Must be hard disk I thought so spent some time putting an old one in and trying a restore of an image backup I take nightly of my OS drive (How Enterprise IT makes it into your home to have ultimate recovery!)

Wouldn’t see the old hard disk.  Booted off two different Ubuntu CDs which would go through initial startup and hang.  Ran Memcheck….memory all passed. Didn’t think it could be CPU as that generally doesn’t partially fail.

I tried reseating everything, pulling out all additional PCI cards, etc.  Landed up trying with only one of my two DVD drives (1 x SATA and 1 x IDE) connected and still Ubuntu wouldn’t boot.

So, it dawned that it must be a partially dead motherboard, a trusty 4 year old AMD Asus board that has served me well.  I went straight onto Ebay to see if I could get another as a direct replacement and found plenty of faulty ones for sale and a refurbished one for well over £100.

So, I decided to bite the bullet and go for an upgrade.

I decided on an Intel Core i7 Quad Core 950 CPU with 12Gb RAM and a Gigabyte Motherboard, perfect for running all those lab virtual machines.

Everything was delivered and I started the task of swapping everything over.

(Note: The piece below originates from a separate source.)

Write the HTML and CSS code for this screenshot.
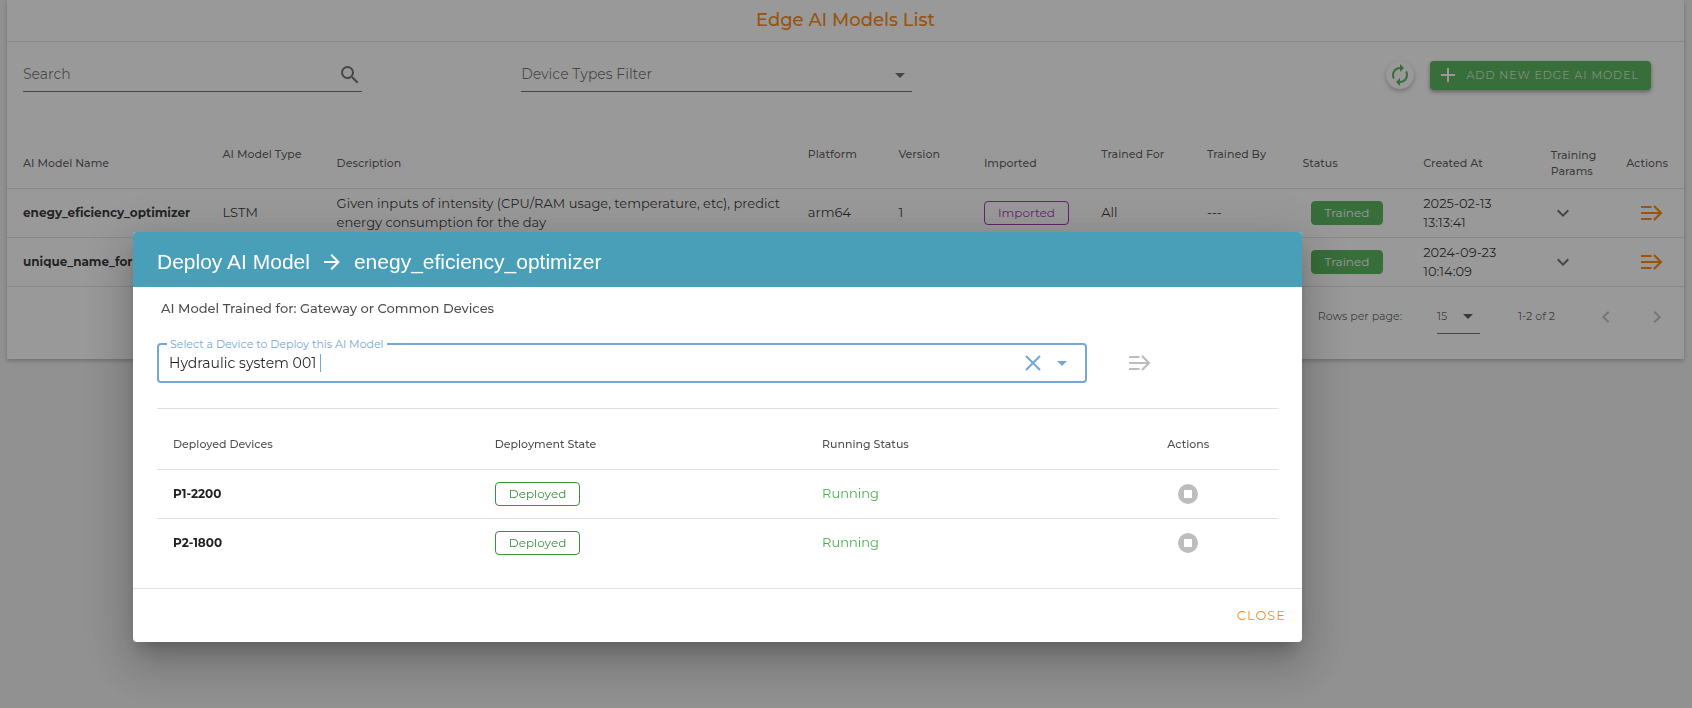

It took quite a while actually to do the physical changing as the heatsink instructions were pretty bad with small black and white grainy photographs trying to show which way round the fan was meant to go.

I was even very keen and plugged in all additional riser cards and my USB devices and hit the power button.  My new PC booted but wouldn’t boot off the boot drive.  That was easily fixed by going into the BIOS and selected the boot device.  Next attempt and it started! I logged on and waited a few minutes for devices to be recognised and drivers installed, rebooted again and nearly everything was working.  I only had to install the Nic drivers separately. 

I do need to reactivate Windows but I’ve been given three days to comply.  I always wait until the last minute for this kind of thing just in case something does go wrong and I need to backtrack.

I must say at this point I was actually particularly impressed.  First of all with myself for getting everything correctly into the case and plugged together (I managed to scrape my hand on the case at some point…I never thought PC building was a blood sport!)

Most impressive however was that Windows 7 actually booted and didn’t have an issue having AMD ripped out from underneath it and Intel put in its place. Saying that I shouldn’t really be that impressed, I should have expected this to just work. Doesn’t windows CPU support rest with the Hard Abstraction Layer (HAL). As Abstraction is in the name you would expect there to be no issues but this certainly hasn’t been the case with previous versions of Windows when I’ve had to do this.

I then actually did some retrograde research at what other people suggest when doing the same thing and the overwhelming response from some very experienced prolific posters on hardware forums was to reinstall your OS to support a new CPU

I’m very happy to report this is not required now with Windows 7.

So kudos to Microsoft for getting the abstration thing working a little better. One of the reasons to go virtual is to have this hypervisor layer between the OS and your hardware so you don’t have to worry about changing the underlying physical kit to a new model / supplier / version, seems like the OS is growing up as well to be able to handle this all by itself.

I must say I am very happy to see this in Task Manager after a week of no PC!